Jakarta, Portonews.com – Sejak 2014, Pusat Riset Antariksa Badan Riset dan Inovasi Nasional (BRIN) telah melakukan pengamatan terhadap satelit menggunakan berbagai instrumen, termasuk binokuler dan kamera digital portabel. Kegiatan ini melibatkan berbagai perangkat lunak, baik yang berbayar maupun gratis, untuk meningkatkan pemahaman mengenai objek-objek yang mengorbit di sekitar Bumi.
Dari tahun 2022 hingga 2024, pengamatan ini semakin terfokus dengan pemanfaatan teleskop untuk melakukan astrometri, yang bertujuan untuk menentukan atau memperbaiki orbit satelit, serta fotometri, yang membantu menentukan kecerlangan dan karakteristik sikap satelit. Koordinator Observatorium Nasional Timau, Abdul Rachman, menekankan pentingnya pengamatan ini dalam konteks sampah antariksa.
“Satelit yang berputar (tumbling) umumnya terjadi pada satelit-satelit yang sudah berakhir masa operasinya sehingga menjadi sampah. Karakteristik sikap ini mencakup arah sumbu rotasi dan lajunya. Informasi ini dibutuhkan dalam upaya mitigasi dampak sampah antariksa,” ujar Abdul dalam sebuah webinar.
Berbeda dengan foto benda astronomi yang seringkali memukau dengan warna-warni indah, foto satelit yang diambil dari teleskop di Bumi biasanya hanya menampilkan garis lurus atau titik berwarna putih di tengah bintang-bintang. Meski begitu, “analisis terhadap garis-garis atau titik-titik itu bisa memberikan informasi yang sangat bermanfaat dari sudut pandang sains maupun sudut pandang praktis,” lanjutnya.
Abdul menjelaskan bahwa perkembangan teknologi satelit dapat dicontohkan melalui tiga jenis satelit. Pertama, Sputnik, satelit pertama yang diluncurkan oleh Rusia pada 1957. Kedua, satelit navigasi dan telekomunikasi yang jauh lebih besar dan kompleks. Dan ketiga, cubesat, satelit kecil yang saat ini banyak diluncurkan ke angkasa. “Teknologi satelit semakin berkembang mulai dari yang sangat sederhana sampai dengan yang paling kompleks,” bebernya.

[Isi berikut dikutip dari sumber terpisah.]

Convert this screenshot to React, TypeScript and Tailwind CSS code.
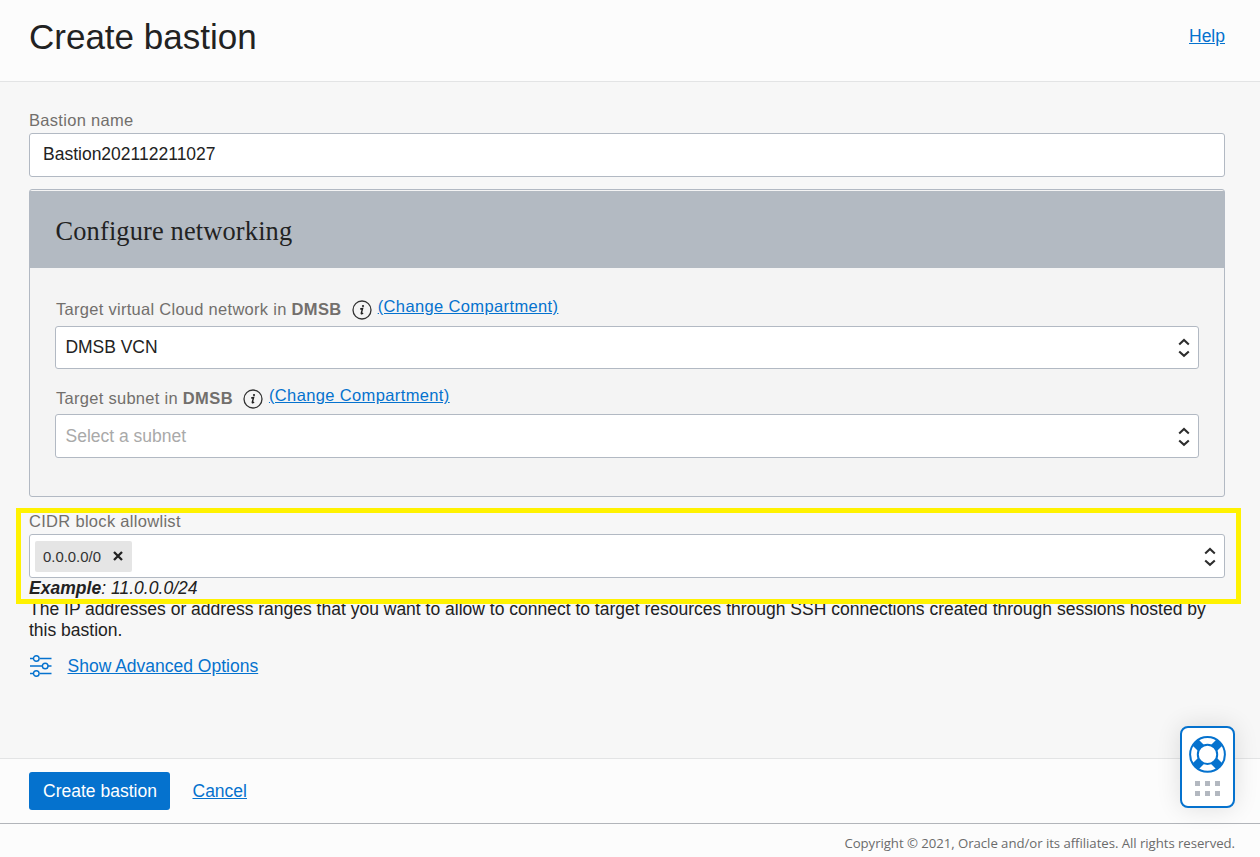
import type { ReactNode } from "react";

function Chevrons() {
  return (
    <svg width="12" height="20" viewBox="0 0 12 20" fill="none" stroke="#2d2d2d" strokeWidth="2.1">
      <path d="M1.2 6.4 6 2 10.800 6.400M1.200 13.400 6 17.800l4.800-4.400" />
    </svg>
  );
}

function InfoIcon() {
  return (
    <svg width="20" height="20" viewBox="0 0 20 20" className="shrink-0">
      <circle cx="10" cy="10" r="9" fill="none" stroke="#333" strokeWidth="1.3" />
      <circle cx="11" cy="6" r="1.1" fill="#222" />
      <path d="M8.200 9 10.600 8.400 9.300 13.200Q9.100 14.600 11.100 13" fill="none" stroke="#222" strokeWidth="1.400" />
    </svg>
  );
}

function SelectLabel({ children }: { children: ReactNode }) {
  return (
    <div className="flex h-[22px] items-start pl-px whitespace-pre text-[16.5px] leading-[20px]">
      <span className="pt-[2px] tracking-[0.28px] text-[#726f6c]">
        {children} <b className="tracking-[0.4px]">DMSB</b>
      </span>
      <span className="ml-[10px] pt-[2.5px]">
        <InfoIcon />
      </span>
      <a className="ml-[6px] -mt-px tracking-[0.37px] text-[#0572ce] underline underline-offset-1">(Change Compartment)</a>
    </div>
  );
}

function Lifebuoy() {
  return (
    <svg width="37" height="38" viewBox="0.500 0 37 38" fill="none">
      <path d="M7 7.400 31 31.400M31 7.400 7 31.400" stroke="#0572ce" strokeWidth="8.500" />
      <circle cx="19" cy="19.400" r="17.400" stroke="#0572ce" strokeWidth="2" />
      <circle cx="19" cy="19.400" r="9.700" fill="white" stroke="#0572ce" strokeWidth="2" />
    </svg>
  );
}

export default function App() {
  return (
    <div className="relative flex h-[857px] w-[1260px] flex-col overflow-hidden bg-[#f7f7f7] font-['Liberation_Sans',Arial,sans-serif] text-[17.5px] text-[#222]">
      <header className="flex h-[82px] shrink-0 items-start justify-between border-b border-[#e3e4e5] bg-[#fcfcfc] pr-[35px] pl-[29px]">
        <h1 className="pt-[17px] text-[35px] leading-[40px]">Create bastion</h1>
        <a className="pt-[26px] leading-[20px] text-[#0572ce] underline underline-offset-1">Help</a>
      </header>

      <main className="flex h-[676px] shrink-0 flex-col pt-[28px] pr-[35px] pl-[29px]">
        <label className="h-[23px] text-[16.5px] leading-[20px] tracking-[0.3px] text-[#726f6c]">Bastion name</label>
        <div className="flex h-[44px] items-center rounded-[3px] border border-[#b2b9c3] bg-white px-[13px] pb-[2px]">Bastion202112211027</div>

        <section className="mt-[12px] h-[308px] rounded-[3px] border border-[#b2b9c3] bg-[#f4f4f4] pt-px">
          <h2 className="flex h-[77px] items-center bg-[#b3bac2] pt-[4px] pl-[25.5px] font-['Liberation_Serif','Times_New_Roman',serif] text-[26.4px] tracking-[0.15px]">
            Configure networking
          </h2>
          <div className="flex flex-col px-[25px] pt-[29px]">
            <SelectLabel>Target virtual Cloud network in</SelectLabel>
            <div className="mt-[7px] flex h-[43px] items-center justify-between rounded-[3px] border border-[#b2b9c3] bg-white pr-[8px] pl-[9.5px]">
              <span className="tracking-[-0.05px]">DMSB VCN</span>
              <Chevrons />
            </div>
            <div className="h-[17px]" />
            <SelectLabel>Target subnet in</SelectLabel>
            <div className="mt-[6px] flex h-[44px] items-center justify-between rounded-[3px] border border-[#b2b9c3] bg-white pt-px pr-[8px] pl-[9.5px]">
              <span className="pb-px text-[#a9a9a9]">Select a subnet</span>
              <Chevrons />
            </div>
          </div>
        </section>

        <label className="mt-[14px] h-[23px] text-[16.5px] leading-[20px] tracking-[0.3px] text-[#726f6c]">CIDR block allowlist</label>
        <div className="flex h-[44px] shrink-0 items-center justify-between rounded-[3px] border border-[#b2b9c3] bg-white pr-[8px] pl-[5px]">
          <div className="flex h-[31px] w-[97px] items-center justify-between rounded-[2px] bg-[#e5e5e5] pr-[9px] pl-[8px] text-[14.9px] text-[#333]">
            <span className="pt-[2px]">0.0.0.0/0</span>
            <svg width="10" height="10" viewBox="0 0 10 10" stroke="#222" strokeWidth="2.3">
              <path d="m1 1 8 8M9 1 1 9" />
            </svg>
          </div>
          <div className="pt-[2px]">
            <Chevrons />
          </div>
        </div>
        <p className="leading-[20px] tracking-[0.03px] italic">
          <b>Example</b>: 11.0.0.0/24
        </p>
        <p className="pt-px leading-[21px] whitespace-nowrap">
          The IP addresses or address ranges that you want to allow to connect to target resources through SSH connections created through sessions hosted by
          <br />
          this bastion.
        </p>
        <div className="mt-[13px] flex items-center">
          <svg width="24" height="24" viewBox="0 0 24 24" fill="none" stroke="#0572ce" strokeWidth="1.400">
            <path d="M1 4.500h3.200M10.800 4.500H22.500M1 12h12M19 12h3.500M1 19.500h3.200M10.800 19.500H22.500" />
            <circle cx="7.300" cy="4.500" r="2.800" />
            <circle cx="16.200" cy="12" r="2.800" />
            <circle cx="7.300" cy="19.500" r="2.800" />
          </svg>
          <a className="ml-[14.500px] leading-[24px] text-[#0572ce] underline underline-offset-1">Show Advanced Options</a>
        </div>
      </main>

      <footer className="flex h-[66px] shrink-0 items-center border-t border-b border-t-[#e3e4e5] border-b-[#b2b5ba] bg-[#fcfcfc] pl-[29px]">
        <button className="h-[38px] w-[141px] rounded-[3px] bg-[#0572ce] pl-px text-white">Create bastion</button>
        <a className="ml-[22.5px] text-[#0572ce] underline underline-offset-1">Cancel</a>
      </footer>
      <div className="h-[33px] bg-[#fcfcfc] pt-[9px] pr-[25px] text-right font-['Open_Sans','Noto_Sans',sans-serif] text-[13.2px] leading-[20px] tracking-[-0.045px] text-[#6b6b6b]">
        Copyright © 2021, Oracle and/or its affiliates. All rights reserved.
      </div>

      <div className="pointer-events-none absolute top-[508px] left-[16px] h-[96px] w-[1225px] border-[5px] border-[#fff200]" />

      <div className="absolute top-[726px] left-[1180px] flex h-[82px] w-[55px] flex-col items-center rounded-[8px] border-2 border-[#0572ce] bg-white pt-[7px] shadow-[0_0_24px_rgba(0,0,0,0.12)]">
        <Lifebuoy />
        <div className="mt-[8px] grid grid-cols-3 gap-[5px]">
          {[0, 1, 2, 3, 4, 5].map((dot) => (
            <span key={dot} className="size-[5px] bg-[#b3b8c0]" />
          ))}
        </div>
      </div>
    </div>
  );
}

Selain itu, Abdul menyebutkan bahwa Jaringan Observatorium dan Planetarium Indonesia (JOPI) juga memiliki puluhan teleskop bermotor yang dapat digunakan untuk pengamatan satelit. “Sehingga, fasilitas canggih yang dimiliki tidak hanya digunakan untuk mengamati benda langit alami, tetapi juga satelit buatan. Jadi, manfaat atas keberadaan teknologi ruang angkasa ini bisa terus kita nikmati,” tambahnya.
Sampah antariksa menjadi isu internasional yang setiap tahunnya dibahas dalam forum PBB. Abdul menjelaskan, “Isu sampah antariksa sangat penting karena sampah-sampah ini tidak bisa dikendalikan. Sehingga, bisa saja menabrak satelit yang masih aktif bekerja, dan berakibat pada kerusakan yang bisa saja fatal.”
Saat ini, BRIN sedang menyelesaikan pembangunan teleskop berukuran raksasa dengan diameter cermin 3,8 meter di Observatorium Nasional Timau. Abdul berharap teleskop ini akan meningkatkan kemampuan pengamatan satelit, terutama dalam situasi darurat di mana komunikasi dengan satelit aktif mungkin terputus.
Dalam konteks pengamatan satelit, teknik astrometri, fotometri, dan spektroskopi yang telah lama digunakan dalam astronomi kini juga diterapkan. Untuk itu, teleskop yang digunakan harus memiliki slewing rate tinggi, mengingat satelit dan sampah antariksa termasuk objek yang bergerak cepat.
Dengan langkah-langkah ini, BRIN berkomitmen untuk terus memantau dan memahami dinamika objek-objek luar angkasa, demi keselamatan satelit yang masih aktif dan mitigasi dampak dari sampah antariksa.